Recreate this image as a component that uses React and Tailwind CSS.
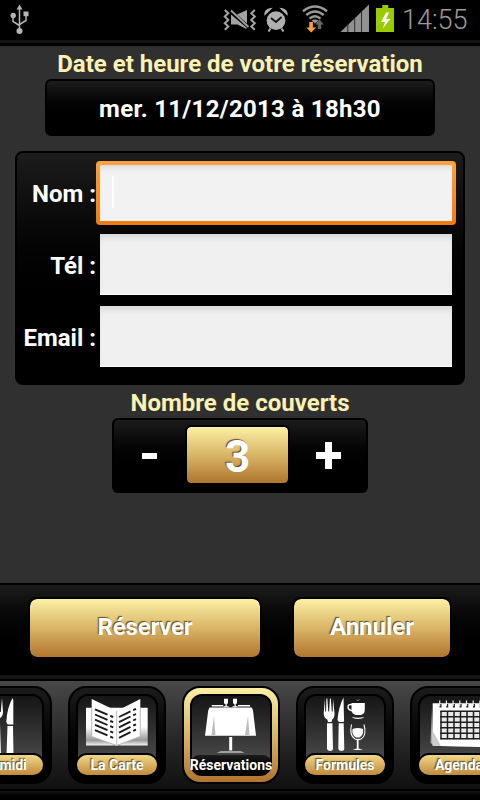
import clsx from 'clsx';

const TABS = [
    { id: 'midi', label: 'Ce midi', Icon: MidiIcon },
    { id: 'carte', label: 'La Carte', Icon: BookIcon },
    { id: 'reservations', label: 'Réservations', Icon: TableIcon },
    { id: 'formules', label: 'Formules', Icon: FormulesIcon },
    { id: 'agenda', label: 'Agenda', Icon: AgendaIcon },
];

const FIELDS = [
    { id: 'nom', label: 'Nom :', focused: true },
    { id: 'tel', label: 'Tél :' },
    { id: 'email', label: 'Email :' },
];

const PANEL = 'border-2 border-black bg-linear-to-b from-[#1c1c1c] to-black to-80%';
const GOLD = 'bg-linear-to-b from-[#fcf0a4] via-[#d9b567] to-[#b0752f]';
const EMBOSSED = 'text-white [text-shadow:-1px_-1px_1px_rgba(50,35,10,0.75)]';

function MidiIcon() {
    return (
        <g fill="#fff">
            <path d="M37 12v14q0 5 3.500 7v4h4v-4q4.500-2 4.500-7l-1-14-1.200 14h-1l-1-14h-1.500l-1 14h-1l-1.500-14z" />
            <path d="M39.500 38h6.500l1 31h-8.500z" />
            <path d="M58.500 12Q53 22 52.300 36l1.400 2.500h5.600V14z" />
            <path d="M53.500 40h5.500l.5 29h-7z" />
        </g>
    );
}

function BookIcon() {
    const rows = [0, 5.2, 10.4, 15.6, 20.8];
    return (
        <g>
            <defs>
                <linearGradient id="page" x1="0" y1="0" x2="0" y2="1">
                    <stop offset="0.5" stopColor="#fff" />
                    <stop offset="0.85" stopColor="#999" />
                    <stop offset="1" stopColor="#fff" />
                </linearGradient>
            </defs>
            <path d="M18 21.700h30.700v38.300q-1.500-1-3.500-.5H18zM79.700 21.700h-31v38.300q1.500-1 3.500-.5h27.500z" fill="url(#page)" />
            <path d="M23.700 13l25 12v34.500l-25-9zM72.300 13L48.700 25v34.500l23.600-9z" fill="#fff" />
            <path d="M48.700 25v34" stroke="#aaa" strokeWidth="0.8" />
            <path d="M23.700 22v28.500l25 9 23.600-9V22" stroke="#aaa" strokeWidth="0.8" fill="none" />
            <g stroke="#1a1a1a" strokeWidth="1.9">
                {rows.map((y) => (
                    <path key={y} d={`M27 ${23.3 + y}l12.500 5.300m2.700 1.200l3 1.200M51 ${31 + y}l11.500-5.700m2.700-1.200l2.800-1.300`} />
                ))}
            </g>
        </g>
    );
}

function TableIcon() {
    return (
        <g>
            <path d="M27.500 21.500h42.300l1.200 3 3 25.200H23l3.200-25.200z" fill="#fff" />
            <path d="M32 30l1.500 19h-4zM66 30l-3 19h4.500z" fill="#bdbdbd" />
            <path d="M29.700 19.700h11.500M56 19.700h12" stroke="#fff" strokeWidth="1.400" />
            <path d="M42 12.800h4v3.700q-.3 1.500-1.300 1.700v2h2v1h-5.200v-1h2v-2q-1.200-.2-1.500-1.700zM51 12.800h4v3.700q-.3 1.500-1.300 1.700v2h2v1h-5.200v-1h2v-2q-1.200-.2-1.500-1.700z" fill="#fff" />
            <path d="M47.200 51h3v13.500h-3z" fill="#fff" />
            <path d="M34.700 66.500l4-1h20l4 1z" fill="#fff" />
        </g>
    );
}

function FormulesIcon() {
    return (
        <g fill="#fff">
            <path d="M29 12.500L27.700 27q0 5 3.600 6.500l.7 2.500h3.500l.7-2.500q2.600-1.500 2.300-6.500L37 12.500l-.3 13h-.9l-1-13h-.9l-.7 13h-.9l-1-13h-.9l-.3 13h-.9z" />
            <path d="M31 37.300h5.400L37 63q-.3 2-2.800 2t-3.200-2z" />
            <path d="M47.500 11.500Q42.500 21 41.500 34l1.500 2h4.700l.3-2z" />
            <path d="M42.700 37.300h5L48.300 63q-.3 2-2.800 2t-3.200-2z" />
            <path d="M55.500 17h13.300v6.500q0 4.500-4 5.500h-5q-4-1-4.300-5.500z" />
            <path d="M56 18.500q-4-.5-4 2.500t5 4" fill="none" stroke="#fff" strokeWidth="1.400" />
            <path d="M55.500 31q6.500 1.500 13 0-2 2-6.500 2t-6.500-2z" />
            <path d="M60.500 14q1.500 1 3-.3" fill="none" stroke="#888" strokeWidth="1" />
            <path d="M55.500 38.500q-2.500 11 3.500 14.500 3 1 6 0 6-3.500 3-14.500" fill="none" stroke="#fff" strokeWidth="1.100" />
            <path d="M56.500 43q5-2 10.500 0 1 6-3.500 8.500h-3.500q-4.500-2.500-3.500-8.500z" />
            <path d="M60.800 53h1.800v9.500l4.500 1.500H56.500l4.300-1.500z" />
        </g>
    );
}

function AgendaIcon() {
    const steps = [0, 1, 2, 3, 4, 5, 6, 7, 8];
    return (
        <g>
            <path d="M22 22l-1.500 35 3 2z" fill="#aaa" />
            <path d="M22.700 17.300H88v43.500q-33 .6-65.300-1z" fill="#fff" />
            <path d="M22.700 45q5 8 8 15l-8-.3z" fill="#ccc" />
            <path d="M30.700 25h52v28h-52z" fill="#e9e9e9" />
            <g stroke="#1d1d1d" strokeWidth="1.500" fill="none">
                {steps.map((i) => (
                    <path key={i} d={`M${31 + i * 6.5} 25v28.300`} />
                ))}
                {steps.slice(0, 6).map((i) => (
                    <path key={i} d={`M30.300 ${25.3 + i * 5.5}h53`} />
                ))}
            </g>
            {steps.map((i) => (
                <g key={i}>
                    <path d={`M${30.5 + i * 6.7} 18v3.500`} stroke="#222" strokeWidth="2" />
                    <path d={`M${29.7 + i * 6.7} 14.500v5.500`} stroke="#eee" strokeWidth="1.200" />
                </g>
            ))}
        </g>
    );
}

const StatusBar = () => (
    <div className="flex h-10 items-center bg-black">
        <svg className="ml-2 h-10 w-6" viewBox="8 0 24 40" fill="none" stroke="#b4b4b4" strokeWidth="1.500">
            <path d="M19.500 9v22M13 16v5.500l6.500 4M26 14v6.500l-6.500 4" />
            <path d="M19.500 4.500l3 5h-6z" fill="#b4b4b4" stroke="none" />
            <circle cx="13.200" cy="15.500" r="2.700" fill="#b4b4b4" stroke="none" />
            <path d="M23.500 11.500h5v4.700h-5z" fill="#b4b4b4" stroke="none" />
            <circle cx="19.500" cy="31" r="3" fill="#b4b4b4" stroke="none" />
        </svg>
        <svg className="ml-auto h-10 w-[176px] shrink-0" viewBox="222 0 176 40" fill="none">
            {/* vibrate / muted */}
            <g stroke="#a3a3a3" strokeWidth="2">
                <path d="M224.800 10l3.500 3.300-3.500 3.300 3.500 3.300-3.500 3.300 3.500 3.300-3.500 3.300" />
                <path d="M254.800 10l-3.500 3.300 3.500 3.300-3.500 3.300 3.500 3.300-3.500 3.300 3.500 3.300" />
            </g>
            <path d="M231 14.500l15.500 13v1.500l-9-4.500H231zM237 14.500l10-4.500v13.500z" fill="#a3a3a3" />
            <path d="M231 10.500l17.500 16.500" stroke="#a3a3a3" strokeWidth="1.800" />
            {/* alarm */}
            <circle cx="276" cy="20.700" r="9.400" fill="#b0b0b0" />
            <path d="M271 18l5 4 5.500-5" stroke="#111" strokeWidth="1.800" />
            <path d="M265 14.500q-.5-5 6-6zM287 14.500q.5-5-6-6z" fill="#b0b0b0" stroke="#b0b0b0" strokeWidth="1.200" />
            <path d="M270.500 28.500l-2 3M281.500 28.500l2 3" stroke="#b0b0b0" strokeWidth="2" />
            {/* wifi */}
            <g stroke="#999" strokeWidth="2.400">
                <path d="M303 11.300q12-9.500 24 0M306.300 15q8.700-7 17.400 0M309.500 18.600q5.500-4.500 11 0" />
            </g>
            <path d="M311.500 20.500q3.500-2 7 0l-3.500 3z" fill="#999" />
            <path d="M309.300 22h3.600v5.500h3.300l-5 5-5-5h3.100z" fill="#f7a136" />
            <path d="M319.500 19.500l4.300 5h-2.600v4.500h-3.400v-4.500h-2.600z" fill="#666" />
            {/* signal */}
            <path d="M340.500 32L369 4.500V32z" fill="#919191" />
            <path d="M347.800 24v8M354.700 18v14M361.500 11v21" stroke="#2b2b2b" strokeWidth="1" />
            {/* battery */}
            <path d="M382.300 5h6v3h5.700v24h-18V8h6.300z" fill="#99cc00" />
            <path d="M386 12.500l-5 9.500h4l-2.200 6.500 7.500-9.500h-4.300l3-6.500z" fill="#fff" />
        </svg>
        <span className="w-[82px] pl-1 text-[27px] leading-[38px] font-light text-[#9a9a9a]">14:55</span>
    </div>
);

const Field = ({ label, focused }) => (
    <label className="flex h-[72px] items-start">
        <span className="w-[79px] text-right text-2xl leading-[74px] font-bold whitespace-nowrap text-white">{label}</span>
        {focused ? (
            <span className="mt-1 flex h-16 w-[360px] rounded-sm bg-linear-to-b from-[#f9a33c] to-[#ec7c12] p-1">
                <span className="flex-1 bg-[#f2f2f2] pt-[11px] pl-3 shadow-[inset_0_5px_6px_-3px_rgba(0,0,0,0.12)]">
                    <span className="block h-8 w-0.5 bg-white" />
                </span>
            </span>
        ) : (
            <span className="mt-[5px] ml-1 h-[61px] w-[352px] border-b border-white bg-[#f0f0f0] shadow-[inset_0_6px_7px_-3px_rgba(0,0,0,0.12)]" />
        )}
    </label>
);

const Tab = ({ label, Icon, active }) => (
    <div
        className={clsx(
            'h-[98px] w-[98px] shrink-0 rounded-[18px] border-2 border-black p-1.5',
            active ? GOLD : 'bg-linear-to-b from-[#1c1c1c] to-black'
        )}
    >
        <div className="flex h-[82px] flex-col rounded-[12px] border-2 border-black bg-linear-to-b from-[#161616] to-[#484848] to-80%">
            <svg className="h-[59px] w-[78px] shrink-0 overflow-visible" viewBox="10 10 78 59">
                <Icon />
            </svg>
            <span
                className={clsx(
                    'z-10 -mx-px flex h-5 items-center justify-center text-sm font-bold whitespace-nowrap',
                    active
                        ? 'rounded-t-lg rounded-b-[10px] bg-linear-to-b from-[#1c1c1c] to-black text-white'
                        : 'rounded-[10px] bg-linear-to-b from-[#f0d887] to-[#c08a3c] shadow-[0_-1px_0_1px_#000] ' + EMBOSSED
                )}
            >
                {label}
            </span>
        </div>
    </div>
);

export default function App() {
    return (
        <div className="flex h-[800px] w-[480px] flex-col overflow-hidden bg-black font-['Roboto',sans-serif]">
            <StatusBar />
            <div className="h-1.5 shrink-0 border-b-[3px] border-black bg-[#141414]" />

            <main className="flex h-[537px] shrink-0 flex-col items-center bg-[#303030]">
                <h2 className="h-[33px] text-2xl leading-[36px] font-bold whitespace-nowrap text-[#fbf1b0]">Date et heure de votre réservation</h2>
                <button className={clsx('h-[57px] w-[390px] rounded-md pt-0.5 text-2xl font-bold tracking-[0.3px] text-white', PANEL)}>
                    mer. 11/12/2013 à 18h30
                </button>

                <form className={clsx('mt-[15px] h-[234px] w-[450px] rounded-lg pt-1', PANEL)}>
                    {FIELDS.map((field) => (
                        <Field key={field.id} {...field} />
                    ))}
                </form>

                <h2 className="h-[33px] text-2xl leading-[36px] font-bold whitespace-nowrap text-[#fbf1b0]">Nombre de couverts</h2>
                <div className={clsx('flex h-[75px] w-64 items-center rounded-md', PANEL)}>
                    <button className="flex w-[71px] justify-center">
                        <span className="h-1.5 w-[15px] bg-white" />
                    </button>
                    <span className={clsx('mb-px flex h-[60px] w-[105px] items-center justify-center rounded-md border-2 border-black bg-clip-padding pt-1 text-[44px] leading-none font-bold', GOLD, EMBOSSED)}>
                        3
                    </span>
                    <button className="flex flex-1 justify-center">
                        <svg className="h-[27px] w-[25px]" viewBox="0 0 25 27" fill="#fff">
                            <path d="M9 0h7v10h9v7h-9v10H9V17H0v-7h9z" />
                        </svg>
                    </button>
                </div>
            </main>

            <footer className="flex h-[92px] shrink-0 items-start border-t-2 border-black bg-linear-to-b from-[#1c1c1c] to-black to-80% pt-3 pl-7">
                <button className={clsx('h-[62px] w-[234px] rounded-[9px] border-2 border-black bg-clip-padding pb-0.5 text-2xl font-bold tracking-[-0.2px]', GOLD, EMBOSSED)}>
                    Réserver
                </button>
                <button className={clsx('ml-[30px] h-[62px] w-40 rounded-[9px] border-2 border-black bg-clip-padding pb-0.5 text-2xl font-bold', GOLD, EMBOSSED)}>
                    Annuler
                </button>
            </footer>

            <div className="h-1.5 shrink-0 border-b-2 border-black bg-[#141414]" />
            <nav className="-ml-[46px] flex h-[108px] w-[554px] shrink-0 gap-4 bg-linear-to-b from-[#484848] to-[#101010] pt-[5px]">
                {TABS.map((tab) => (
                    <Tab key={tab.id} {...tab} active={tab.id === 'reservations'} />
                ))}
            </nav>
            <div className="h-[11px] shrink-0 border-t-2 border-black bg-linear-to-b from-[#141414] to-black" />
        </div>
    );
}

§ WHAT TO PRODUCE
Reproduce the data above word for word from its first line through the line that holds "import clsx from 'clsx';", both ends included; skip pictures.

§ THE RESULT
Recreate this image as a component that uses React and Tailwind CSS.
import clsx from 'clsx';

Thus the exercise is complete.